W. Va. Code § 61-2-9. Subsection (a) corresponds to the elements of a battery-type assault with a dangerous weapon. See State v. Gibson, 68 S.E. 295, 295-96 (W. Va. 1910). Subsection (b) mirrors the definition of common law assaults, or attempted batteries. Subsection (c) refers to simple batteries and unwanted touchings, as well as intentional physical harm.
The term "crime of violence" is defined, in part, for federal offenses as "an offense that has as an element the use, attempted use, or threatened use of physical force against the person or property of another." 18 U.S.C. § 16(a). In determining whether an offense is a crime of violence, the Court first looks to the elements of the offense rather than to the nature of the conduct by which the accused allegedly committed the offense. See Leocal v. Ashcroft, 543 U.S. 1, 7 (2004); see also United States v. Aragon, 983 F.2d 1306, 1311 (4th Cir. 1993). The Court previously held that, while W. Va. Code § 61-2-9 cannot be classified categorically as a crime of violence under 18 U.S.C. § 16, the "intentionally caus[ing] physical harm to another person" clause of subsection (c) constitutes a crime of violence and a sufficient predicate offense under VICAR. See United States v. Barbeito, No. 2:09-cr-222, 2010 WL 2243878, at *54-55 (S.D. W. Va. June 3, 2010); accord Hernandez v. U.S. Atty. Gen., 513 F.3d 1336, 1341-42 (11th Cir. 2008) ("[A] simple battery conviction under Ga. Code Ann. § 16-5-23(a)(2), for `[i]ntentionally caus[ing] physical harm to another,' constitutes a `crime of violence' under 18 U.S.C. § 16(a)."); Lopes v. Keisler, 505 F.3d 58, 61, 63 (1st Cir. 2007) (holding that simple assault under Rhode Island law satisfies the statutory definition of a crime of violence because it has as an element the "attempted use, or threatened use of physical force against the person or property of another" as required by 18 U.S.C. § 16(a)).

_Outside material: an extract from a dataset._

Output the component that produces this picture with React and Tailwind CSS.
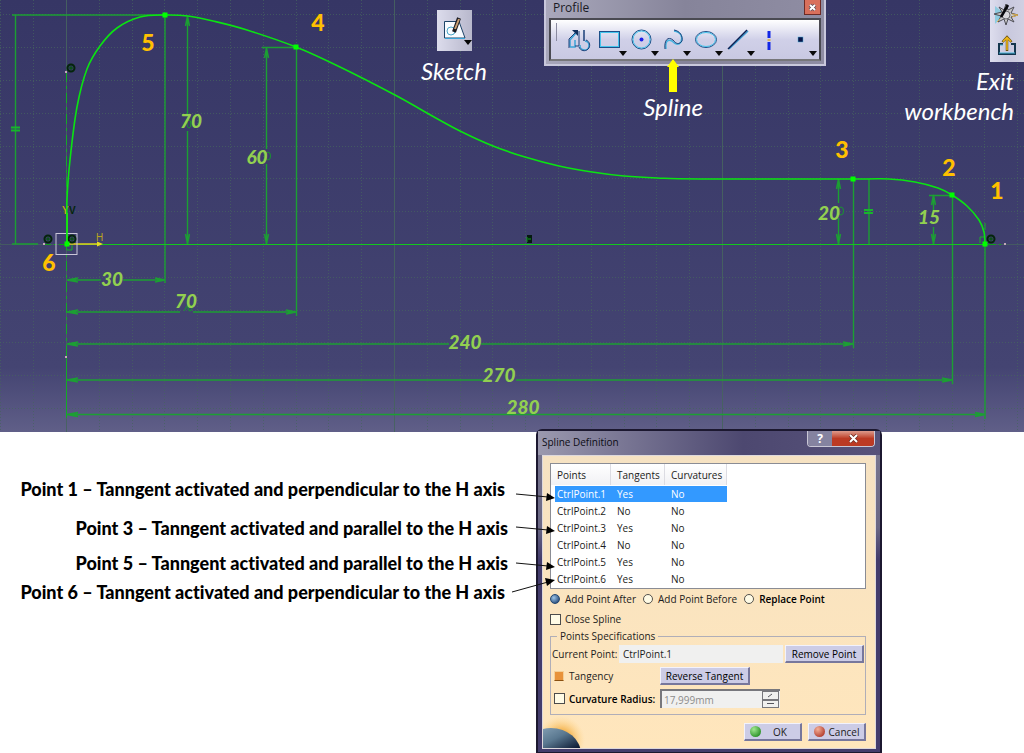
import { clsx } from 'clsx';

const STEP = 32.8;
const ORIGIN = { x: 67, y: 244 };

const curve = [
  [67, 244], [67, 200], [70, 160], [77, 107], [87, 69], [100, 46], [117, 28], [140, 17], [165, 15],
  [188, 16], [213, 21], [247, 30], [296, 47], [340, 67], [395, 95], [427, 113], [460, 131],
  [493, 146], [525, 157], [559, 166], [592, 172], [624, 176], [657, 178], [700, 179], [853, 179],
  [889, 179], [915, 182], [938, 188], [952, 195], [967, 206], [979, 220], [984, 232], [985, 244],
];

const controlPoints = [[165, 15], [296, 47], [853, 179], [952, 195], [985, 244], [67, 244]];

const pointNumbers = [
  { n: 1, x: 997, y: 199 },
  { n: 2, x: 949, y: 176 },
  { n: 3, x: 842, y: 158 },
  { n: 4, x: 318, y: 31 },
  { n: 5, x: 148, y: 51 },
  { n: 6, x: 49, y: 271 },
];

const dimensions = [
  { value: 30, x: 112, y: 286 },
  { value: 70, x: 186, y: 308 },
  { value: 240, x: 465, y: 349 },
  { value: 270, x: 499, y: 382 },
  { value: 280, x: 523, y: 414 },
  { value: 70, x: 191, y: 128 },
  { value: 60, x: 257, y: 164 },
  { value: 20, x: 829, y: 220 },
  { value: 15, x: 929, y: 224 },
];

// Catmull-Rom through the sampled points
function smoothPath(pts) {
  let d = `M${pts[0][0]} ${pts[0][1]}`;
  for (let i = 0; i < pts.length - 1; i++) {
    const p0 = pts[i - 1] || pts[i];
    const p1 = pts[i];
    const p2 = pts[i + 1];
    const p3 = pts[i + 2] || p2;
    // long straight piece, keep it flat
    if (p2[0] - p1[0] > 100) {
      d += `L${p2[0]} ${p2[1]}`;
      continue;
    }
    d += `C${p1[0] + (p2[0] - p0[0]) / 6} ${p1[1] + (p2[1] - p0[1]) / 6} ${p2[0] - (p3[0] - p1[0]) / 6} ${p2[1] - (p3[1] - p1[1]) / 6} ${p2[0]} ${p2[1]}`;
  }
  return d;
}

function HDim({ x1, x2, y, gap }) {
  return (
    <path
      d={`M${x1} ${y}H${gap ? gap[0] : x2}${gap ? `M${gap[1]} ${y}H${x2}` : ''}M${x1 + 11} ${y - 2}L${x1} ${y}L${x1 + 11} ${y + 2}M${x2 - 10} ${y - 2}L${x2} ${y}L${x2 - 10} ${y + 2}`}
    />
  );
}

function VDim({ x, y1, y2, gap }) {
  return (
    <path
      d={`M${x} ${y1}V${gap[0]}M${x} ${gap[1]}V${y2}M${x - 2} ${y1 + 10}L${x} ${y1}L${x + 2} ${y1 + 10}M${x - 2} ${y2 - 10}L${x} ${y2}L${x + 2} ${y2 - 10}`}
    />
  );
}

function Drawing() {
  const cols = Array.from({ length: 32 }, (_, i) => i - 2);
  const rows = Array.from({ length: 13 }, (_, i) => i - 7);

  return (
    <svg viewBox="0 0 1024 432" className="block w-full" role="img" aria-label="Sketch with spline through six points">
      {/* Grid */}
      <g stroke="#46635f" strokeWidth="1" fill="none">
        {cols.map(i => (
          <path key={i} d={`M${Math.round(ORIGIN.x + i * STEP) - 0.5} 0V432`} strokeDasharray={i % 10 === 0 ? undefined : '1 2'} opacity={i % 10 === 0 ? 0.9 : 0.75} />
        ))}
        {rows.map(i => (
          <path key={i} d={`M0 ${Math.round(ORIGIN.y + i * STEP) + 0.5}H1024`} strokeDasharray={i === 0 ? undefined : '1 2'} opacity="0.75" />
        ))}
      </g>

      {/* Dimension lines */}
      <g stroke="#1c9f33" strokeWidth="1.400" fill="none">
        <path d="M12 15H165M15.500 15V244M12 244H38" />
        <path d="M165 15V283M296.500 47V316M262 47.500H296" />
        <path d="M853.500 179V348M952.500 195V384M985 244V419" />
        <path d="M869 179V244M929 195.500H952" />
        <path d="M11 127.500H20M11 130.500H20M864 210H873M864 213H873" stroke="#17b52c" strokeWidth="2" />
        <HDim x1={67} x2={165} y={280} gap={[101, 123]} />
        <HDim x1={67} x2={296} y={312} gap={[180, 193]} />
        <HDim x1={67} x2={853} y={344} gap={[449, 481]} />
        <HDim x1={67} x2={952} y={380} gap={[483, 516]} />
        <HDim x1={67} x2={985} y={414.5} />
        <VDim x={187.5} y1={16} y2={244} gap={[114, 131]} />
        <VDim x={266.5} y1={48} y2={244} gap={[149, 164]} />
        <VDim x={838.5} y1={179} y2={244} gap={[203, 218]} />
        <VDim x={933.5} y1={195} y2={244} gap={[210, 227]} />
      </g>
      <g stroke="#189630" fill="none">
        <ellipse cx="189" cy="124" rx="2" ry="4" />
        <ellipse cx="268" cy="156" rx="2.500" ry="4" />
        <ellipse cx="841" cy="211" rx="2.500" ry="4" />
        <path d="M184 311L187 306" />
        <ellipse cx="190" cy="308" rx="2" ry="3" />
      </g>

      {/* Axes */}
      <path d="M78 244.500H985" stroke="#12c81c" fill="none" />
      <path d="M43 244.500H67M988 244.500H1004" stroke="#12a01c" strokeDasharray="8 3 2 3" fill="none" />
      <path d="M66.500 72V357" stroke="#14aa26" strokeDasharray="10 4 3 4" fill="none" />
      <path d="M66.500 350V418" stroke="#14aa26" fill="none" />
      <path d="M67 213V244" stroke="#3fe012" strokeWidth="2" />
      <path d="M67 244H100" stroke="#e6d020" strokeWidth="1.500" />
      <path d="M97 241.500L103 244L97 246.500Z" fill="#e6e020" />
      <rect x="56" y="233.500" width="21" height="21" fill="none" stroke="#c9c6d8" />
      <path d="M67 250H72V245M980 243V237H985M985 223V230" stroke="#18b02a" fill="none" />
      <g fill="#c2aab8">
        <rect x="65" y="71" width="2" height="2" />
        <rect x="65" y="356" width="2" height="2" />
        <rect x="43" y="243" width="2" height="2" />
        <rect x="1004" y="243" width="2" height="2" />
      </g>
      {[[71, 68], [48, 239], [72, 239], [991, 239]].map(([x, y]) => (
        <g key={`${x}-${y}`} fill="none" stroke="#04250b" strokeWidth="2">
          <circle cx={x} cy={y} r="3.500" />
          <circle cx={x} cy={y} r="1" stroke="#0a5018" strokeWidth="1.500" />
        </g>
      ))}
      <rect x="527" y="235" width="5" height="8" fill="#051a10" />
      <path d="M527 237V242M528 239H531" stroke="#12a01c" />
      <g fontSize="10" fontFamily="Liberation Sans, sans-serif" fontWeight="bold">
        <text x="62" y="214" fill="#b9a31d">Y</text>
        <text x="69" y="214" fill="#04250b">V</text>
        <text x="96" y="241" fill="#b9a31d" fontWeight="normal">H</text>
      </g>

      {/* Spline */}
      <path d={smoothPath(curve)} fill="none" stroke="#0be312" strokeWidth="1.600" />
      {controlPoints.map(([x, y]) => (
        <rect key={x} x={x - 2.5} y={y - 2.5} width="5" height="5" fill="#00ff00" />
      ))}

      <g textAnchor="middle" fontFamily="Lato, sans-serif">
        {dimensions.map(d => (
          <text key={`${d.value}-${d.x}`} x={d.x} y={d.y} fontSize="19" fontStyle="italic" fontWeight="900" fill="#92d050">{d.value}</text>
        ))}
        {pointNumbers.map(p => (
          <text key={p.n} x={p.x} y={p.y} fontSize="23" fontWeight="900" fill="#ffc000">{p.n}</text>
        ))}
      </g>
    </svg>
  );
}

const profileTools = [
  {
    name: 'Profile',
    icon: (
      <>
        <path d="M6 25V18L12 11M6 25H11V18" stroke="#3ba4d8" fill="none" strokeWidth="1.500" />
        <path d="M5 26V17L12 10M15 9V24H11" stroke="#1b3f78" fill="none" />
        <path d="M8 8H14V14Z" fill="#12305f" />
        <path d="M20 8V19" stroke="#1b3f78" strokeWidth="1.500" />
        <path d="M21 19A4.500 4.500 0 1 1 16 23" stroke="#3ba4d8" fill="none" strokeWidth="1.500" />
        <path d="M22 18A5.500 5.500 0 1 1 15 25" stroke="#1b3f78" fill="none" />
      </>
    ),
  },
  {
    name: 'Rectangle',
    menu: true,
    icon: (
      <>
        <rect x="3.500" y="9.500" width="20" height="16" fill="none" stroke="#1d4f88" />
        <rect x="4.500" y="10.500" width="18" height="14" fill="none" stroke="#45c4ec" />
      </>
    ),
  },
  {
    name: 'Circle',
    menu: true,
    icon: (
      <>
        <circle cx="13.500" cy="17.500" r="9.500" fill="none" stroke="#1d4f88" />
        <circle cx="13.500" cy="17.500" r="8.500" fill="none" stroke="#45c4ec" />
        <circle cx="13.500" cy="17.500" r="2" fill="#1c22ea" />
      </>
    ),
  },
  {
    name: 'Spline',
    menu: true,
    icon: (
      <>
        <path d="M6 27C5 19 8 17 12 19C15 22 18 24 21 20C23 15 21 10 14 9" fill="none" stroke="#45b4e0" strokeWidth="1.500" />
        <path d="M5 27C4 18 8 14 13 18C16 22 19 23 22 19C23 14 20 9 14 8" fill="none" stroke="#1b3f78" />
      </>
    ),
  },
  {
    name: 'Ellipse',
    menu: true,
    icon: (
      <>
        <ellipse cx="14" cy="17.500" rx="10.500" ry="8" fill="none" stroke="#1d4f88" />
        <ellipse cx="14" cy="17.500" rx="9.500" ry="7" fill="none" stroke="#45c4ec" />
      </>
    ),
  },
  {
    name: 'Line',
    menu: true,
    icon: (
      <>
        <path d="M5 27L24 9" stroke="#3a9bd0" strokeWidth="1.500" />
        <path d="M4 27L23 8" stroke="#0b1f52" strokeWidth="1.500" />
      </>
    ),
  },
  {
    name: 'Axis',
    icon: (
      <>
        <path d="M13 9V16M13 20V28" stroke="#1226e6" strokeWidth="3" />
        <path d="M13 17V19" stroke="#d8b060" strokeWidth="3" />
      </>
    ),
  },
  {
    name: 'Point',
    menu: true,
    icon: <rect x="10" y="15" width="5" height="5" fill="#08164a" stroke="#4fb0dc" strokeWidth="0.500" />,
  },
];

function ProfileToolbar() {
  return (
    <div className="flex h-[66px] flex-col border-2 border-t-0 border-[#c9c8dc] bg-linear-to-r from-[#a9a8bb] via-[#86849a] to-[#8f8da3] px-[3px] pb-[3px]">
      <div className="flex h-[18px] items-start justify-between pl-1">
        <h2 className="font-['Open_Sans',sans-serif] text-[12px] leading-4 text-[#1a1a24]">Profile</h2>
        <button aria-label="Close Profile" className="flex h-[15px] w-[17px] items-center justify-center border border-t-0 border-[#6d2b26] bg-[#d9705c]">
          <svg width="9" height="9" viewBox="0 0 9 9"><path d="M2 2L7 7M7 2L2 7" stroke="#5a4a56" strokeWidth="3.500" /><path d="M2 2L7 7M7 2L2 7" stroke="#fff" strokeWidth="2" /></svg>
        </button>
      </div>
      <div className="flex flex-1 border-2 border-[#4a4a52] border-b-[#77777a] bg-linear-to-b from-white via-[#d0d0e8] to-[#c9c9e2] pt-[2px] pl-[5px]">
        <span className="mt-[1px] mr-[7px] h-[18px] w-[2px] border-r border-[#8a8aa0] bg-white" />
        {profileTools.map(t => (
          <button key={t.name} title={t.name} aria-label={t.name} className="h-9 w-8 shrink-0">
            <svg width="32" height="36" viewBox="0 0 32 36">
              {t.icon}
              {t.menu && <path d={t.name === 'Point' ? 'M21 29H29L25 34Z' : 'M23 29H31L27 34Z'} fill="#0a0a0a" />}
            </svg>
          </button>
        ))}
      </div>
    </div>
  );
}

function SketchButton() {
  return (
    <button aria-label="Sketch" className="h-[41px] w-[35px] bg-linear-to-r from-[#dcdcec] to-[#b8b8cc]">
      <svg width="35" height="41" viewBox="0 0 35 41">
        <path d="M7.500 11.500H22L28 28H7.500Z" fill="#f8fbff" stroke="#1d4468" />
        <path d="M8 28.500H28" stroke="#3ba4d8" />
        <circle cx="14" cy="21" r="4" fill="none" stroke="#4aa6c8" />
        <path d="M17 22L22 8" stroke="#1a1a20" strokeWidth="4" />
        <path d="M18 19L22 9" stroke="#c99f74" strokeWidth="2" />
        <path d="M27 30H35L31 35Z" fill="#050505" />
      </svg>
    </button>
  );
}

function WorkbenchTools() {
  return (
    <div className="flex h-[62px] w-[34px] flex-col bg-linear-to-r from-[#dedeee] via-[#c8c8de] to-[#d0d0e2]">
      <button aria-label="Sketcher" className="h-8">
        <svg width="34" height="32" viewBox="0 0 34 32">
          <path d="M5 6L15 14L5 24Z" fill="#8fcbe0" />
          <path d="M16 4L18 10L24 7L21 13L28 15L21 17L24 22L18 19L16 25L14 19L8 22L11 16L4 14L12 12L9 7L14 10Z" fill="#c8c8c8" stroke="#4c4c54" />
          <circle cx="16" cy="15" r="4" fill="#d8d8dc" stroke="#66666c" />
          <path d="M22 14L28 15L22 17M10 19L7 22" stroke="#d8ac48" fill="none" />
          <path d="M11 17L18 5" stroke="#08080c" strokeWidth="2.500" />
        </svg>
      </button>
      <button aria-label="Exit workbench" className="h-[30px]">
        <svg width="34" height="30" viewBox="0 0 34 30">
          <path d="M13 12H9V22H25V12H21" fill="none" stroke="#14364e" strokeWidth="2" />
          <path d="M13 13H10M9 21H25" stroke="#49b8dc" />
          <path d="M17 19V6M12.500 10L17 5L21.500 10" fill="none" stroke="#6b5210" strokeWidth="2.500" />
          <path d="M17 18V6M13 9.500L17 5.500L21 9.500" fill="none" stroke="#f0b818" strokeWidth="1.500" />
        </svg>
      </button>
    </div>
  );
}

const rows = [
  { name: 'CtrlPoint.1', tangent: 'Yes', curvature: 'No' },
  { name: 'CtrlPoint.2', tangent: 'No', curvature: 'No' },
  { name: 'CtrlPoint.3', tangent: 'Yes', curvature: 'No' },
  { name: 'CtrlPoint.4', tangent: 'No', curvature: 'No' },
  { name: 'CtrlPoint.5', tangent: 'Yes', curvature: 'No' },
  { name: 'CtrlPoint.6', tangent: 'Yes', curvature: 'No' },
];

const btn = 'flex h-[18px] items-center justify-center border-t border-l border-r-2 border-b-2 border-t-[#f2f2fc] border-l-[#f2f2fc] border-r-[#77779c] border-b-[#77779c] bg-[#cccce6] whitespace-nowrap';
const checkbox = 'size-[11px] shrink-0 appearance-none border border-[#4c4c4c] bg-[#fffbe6]';

function Radio({ label, checked, bold }) {
  return (
    <label className={clsx('flex items-center gap-[5px] whitespace-nowrap', bold && 'font-semibold text-black')}>
      <input
        type="radio"
        name="insert-mode"
        defaultChecked={checked}
        className="size-[10px] appearance-none rounded-full border border-[#55524c] bg-[#fffbe6] checked:border-[#23466e] checked:bg-radial-[at_35%_35%] checked:from-[#9cc4e8] checked:to-[#0d2f60]"
      />
      {label}
    </label>
  );
}

function SplineDialog() {
  return (
    <section aria-label="Spline Definition" className="w-[346px] rounded-t-md border-2 border-[#1c1830] bg-linear-to-b from-[#7c7a92] via-[#6a6784] via-30% to-[#433c6c] to-40% px-1 pb-[3px] font-['Open_Sans',sans-serif] text-[10px] leading-4 font-medium text-[#1c1c20]">
      <header className="-mx-1 flex h-6 items-start justify-between bg-linear-to-r from-[#9b99ae] via-[#4d4870] via-60% to-[#57527a] pl-1">
        <h2 className="pt-[3px] text-[#0c0c14]">Spline Definition</h2>
        <div className="mr-[5px] flex h-4 overflow-hidden rounded-b border border-t-0 border-[#c9c7d6] text-white">
          <button aria-label="Help" className="w-6 bg-[#8583a0] text-[12px] leading-4 font-bold">?</button>
          <button aria-label="Close" className="flex w-[42px] items-center justify-center bg-linear-to-b from-[#dd9a8c] to-[#bc3a24] to-50%">
            <svg width="11" height="9" viewBox="0 0 11 9"><path d="M2 1L9 8M9 1L2 8" stroke="#6d2c24" strokeWidth="3.500" /><path d="M2 1L9 8M9 1L2 8" stroke="#fff" strokeWidth="2" /></svg>
          </button>
        </div>
      </header>

      <div className="relative border border-[#ddd8dc] bg-linear-to-b from-[#f6e2c2] to-[#ffe6bc] pt-[7px] pr-[9px] pb-[7px] pl-[7px]">
        <div className="h-[126px] border border-[#8a8c94] bg-white">
          <table className="border-separate border-spacing-0 text-left">
            <thead>
              <tr className="h-[21px] bg-linear-to-b from-white to-[#f1f1f4]">
                <th className="w-[60px] border-r border-[#dcdce2] p-0 pl-[6px] font-medium">Points</th>
                <th className="w-[54px] border-r border-[#dcdce2] p-0 pl-[6px] font-medium">Tangents</th>
                <th className="w-[62px] border-r border-[#dcdce2] p-0 pl-[6px] font-medium">Curvatures</th>
              </tr>
            </thead>
            <tbody>
              {rows.map((r, i) => (
                <tr key={r.name} className={clsx('h-[17px]', i === 0 && 'text-white')}>
                  <td className="p-0 pl-1"><span className={clsx('block pl-[2px]', i === 0 && 'bg-[#3399ff]')}>{r.name}</span></td>
                  <td className="p-0"><span className={clsx('block pl-[6px]', i === 0 && 'bg-[#3399ff]')}>{r.tangent}</span></td>
                  <td className="p-0"><span className={clsx('block pl-[6px]', i === 0 && 'bg-[#3399ff]')}>{r.curvature}</span></td>
                </tr>
              ))}
            </tbody>
          </table>
        </div>

        <div className="mt-[2px] flex gap-[7px]">
          <Radio label="Add Point After" checked />
          <Radio label="Add Point Before" />
          <Radio label="Replace Point" bold />
        </div>

        <label className="mt-1 flex items-center gap-1">
          <input type="checkbox" className={checkbox} />
          Close Spline
        </label>

        <fieldset className="mt-[1px] h-[87px] border border-[#b0aeb8] pt-[1px] pr-[1px] pl-[1px]">
          <legend className="ml-[5px] px-[3px]">Points Specifications</legend>
          <div className="flex items-center gap-[2px]">
            <label htmlFor="current-point" className="w-[65px] shrink-0 whitespace-nowrap">Current Point:</label>
            <input id="current-point" readOnly defaultValue="CtrlPoint.1" className="h-[18px] min-w-0 flex-1 bg-[#f0f0ef] pl-1" />
            <button className={clsx(btn, 'w-[79px] text-black')}>Remove Point</button>
          </div>
          <div className="mt-1 flex items-center">
            <label className="flex w-[108px] items-center gap-[5px] pl-[2px]">
              <input type="checkbox" defaultChecked className="size-[10px] appearance-none border border-[#f4cf98] border-b-[#8a4f10] bg-[#e8923a]" />
              Tangency
            </label>
            <button className={clsx(btn, 'w-[90px] text-black')}>Reverse Tangent</button>
          </div>
          <div className="mt-1 flex items-center">
            <label className="flex w-[108px] items-center gap-1 pl-[2px] font-semibold whitespace-nowrap text-black">
              <input type="checkbox" className={checkbox} />
              Curvature Radius:
            </label>
            <div className="flex h-[19px] w-[120px] border-t-2 border-l-2 border-[#77777c] bg-[#f0f0ef]">
              <input aria-label="Curvature radius value" disabled defaultValue="17,999mm" className="w-[100px] pl-[2px] text-[#8c8c8c]" />
              <span className="flex w-[17px] flex-col">
                <button aria-label="Increase" className="flex-1 border border-[#77777c] text-[0px]"><svg className="mx-auto" width="7" height="5" viewBox="0 0 7 5"><path d="M1 4L5 1" stroke="#55555c" /></svg></button>
                <button aria-label="Decrease" className="flex-1 border border-[#77777c] text-[0px]"><svg className="mx-auto" width="7" height="5" viewBox="0 0 7 5"><path d="M0 2.500H7" stroke="#55555c" /></svg></button>
              </span>
            </div>
          </div>
        </fieldset>

        <div className="mt-2 flex justify-end gap-[6px]">
          <button className={clsx(btn, 'w-[58px] gap-3 pr-2')}>
            <span className="size-[11px] rounded-full bg-radial-[at_35%_30%] from-[#a0e890] to-[#087808]" />
            OK
          </button>
          <button className={clsx(btn, 'w-[58px] gap-1')}>
            <span className="size-[11px] rounded-full bg-radial-[at_35%_30%] from-[#f4b098] to-[#a01c10]" />
            Cancel
          </button>
        </div>

        <svg className="absolute bottom-0 left-0" width="44" height="34" viewBox="0 0 44 34">
          <defs>
            <radialGradient id="glow" cx="0.500" cy="0.500" r="0.500">
              <stop offset="0.400" stopColor="#f4b450" />
              <stop offset="1" stopColor="#ffd890" stopOpacity="0" />
            </radialGradient>
            <linearGradient id="planet" x1="0" y1="0" x2="0.600" y2="1">
              <stop offset="0" stopColor="#9ab4c8" />
              <stop offset="0.400" stopColor="#5a7890" />
              <stop offset="0.700" stopColor="#0c1a34" />
            </linearGradient>
          </defs>
          <circle cx="18" cy="26" r="24" fill="url(#glow)" />
          <ellipse cx="8" cy="40" rx="30" ry="26" fill="url(#planet)" />
        </svg>
      </div>
    </section>
  );
}

export default function App() {
  return (
    <main className="min-h-screen overflow-hidden bg-white font-[Lato,sans-serif] [font-variant-ligatures:none]">
      <div className="relative bg-linear-to-b from-[#363665] via-[#444472] via-85% to-[#605f88]">
        <Drawing />

        <div className="absolute top-[10px] left-[421px] flex flex-col items-center text-[24px] leading-[30px] text-white italic">
          <SketchButton />
          <span className="mt-[5px]">Sketch</span>
        </div>

        <div className="absolute top-0 left-[544px] w-[282px]">
          <ProfileToolbar />
          <div className="-mt-[7px] flex flex-col items-center pr-[24px] text-[24px] leading-[30px] text-white italic">
            <svg width="12" height="33" viewBox="0 0 12 33"><path d="M6 0L12 8H10V33H2V8H0Z" fill="#ffff00" /></svg>
            <span>Spline</span>
          </div>
        </div>

        <div className="absolute top-0 right-0 flex flex-col items-end text-right text-[24px] leading-[30px] text-white italic">
          <WorkbenchTools />
          <p className="mt-1 pr-[10px]">Exit<br />workbench</p>
        </div>
      </div>

      <div className="relative -mt-[3px] flex">
        <div className="w-[536px] shrink-0 pt-[46px] pr-[28px] text-right text-[18px] leading-[28px] font-black whitespace-nowrap text-black">
          <p className="pr-[3px]">Point 1 – Tanngent activated and perpendicular to the H axis</p>
          <p className="mt-[11px]">Point 3 – Tanngent activated and parallel to the H axis</p>
          <p className="mt-[7px]">Point 5 – Tanngent activated and parallel to the H axis</p>
          <p className="mt-[1px] pr-[3px]">Point 6 – Tanngent activated and perpendicular to the H axis</p>
        </div>
        <SplineDialog />

        {/* Callout arrows from notes to table rows */}
        <svg className="pointer-events-none absolute top-[57px] left-[508px]" width="50" height="112" viewBox="0 0 50 112">
          <g stroke="#111" fill="none">
            <path d="M8 8L40 11M8 41L40 44M8 77L40 80M4 106L40 96" />
          </g>
          <g fill="#000">
            <path d="M39 7L47 12L38 15ZM39 40L47 45L38 48ZM39 76L47 81L38 84ZM37 92L47 94L39 100Z" />
          </g>
        </svg>
      </div>
    </main>
  );
}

Defendant's stipulation of facts supports a finding that he threatened to commit a battery against the Next to Kin members. In clear terms, the stipulation states: "The members of the LRMC threatened violence against the members of the Next to Kin if they did not turn over their jackets. . . ." The stipulation of facts continues to state that the Next to Kin members turned over the jackets only after "an argument and threatened hostilities." From these facts and the additional facts set forth above, it is apparent that Defendant played an integral role in threatening the Next to Kin members with intentional physical harm, as prohibited by W. Va. Code § 61-2-9(c). In plain terms, Defendant threatened a battery under West Virginia law, which federal law considers a crime of violence for VICAR purposes.
Courts construing statutes analogous to § 1959(a)(4) provide guidance for what amounts to a threat as opposed to a lawful communication. A threat need not be explicit or direct, so long as the person receiving the communication reasonably understands its threatening meaning. See, e.g., United States v. Napa, 370 F. App'x 402 (4th Cir. 2010) (unpublished) (finding email containing quotes from and references to Virginia Tech shooter, Seung-Hoi Chu, sent to survivors of attack to be threats); United States v. Thai, 29 F.3d 785, 819 (2d Cir. 1994) (construing demand for free beeper service as threat where previous unmet demand for free service resulted in robbery). Furthermore, for statutes criminalizing threats, it generally is immaterial whether the defendant actually intended to carry out the threat. United States v. Darby, 37 F.3d 1059, 1064 n. 3 (4th Cir. 1994) (collecting cases interpreting various statutes prohibiting threats). The LRMC placed the NTK in a threatening situation by their actions on the day in question. Eric Lyttle's stance, tone, and demands, coupled with the taunts and actions of the other LRMC members, amounted to a threat to commit violence against the NTK members, even if Lyttle's threat was not spelled out in plain english.
Defendant argues that the only offense under W. Va. Code § 61-2-9 for which he can be adjudicated guilty is assault because he made no physical contact with any of the alleged victims. The assertion that no physical contact occurred may be true, but it is misguided. Based on these facts, Defendant indeed probably could be convicted of assault under West Virginia state law. Furthermore, because Defendant made no physical contact with the Next to Kin members, a conviction for state law battery is unfounded. However, whether or not Defendant can be charged with consummating the state law offense of battery is irrelevant. Defendant can be convicted of a VICAR offense for threatening the state law offense of battery as defined in W. Va. Code § 61-2-9, because that state law offense meets the definition of a crime of violence under federal law. See 18 U.S.C. § 16(a).
The term "assault," as used here, refers to placing an individual in apprehension of immediate physical contact or harm.
III. CONCLUSION
For the foregoing reasons, Defendant's Motion to Withdraw Guilty Plea [Docket 2147] is DENIED.
IT IS SO ORDERED.
The Court DIRECTS the Clerk to send a copy of this Order to the Defendant and counsel, the United States Attorney, the United States Probation Office, and the United States Marshal.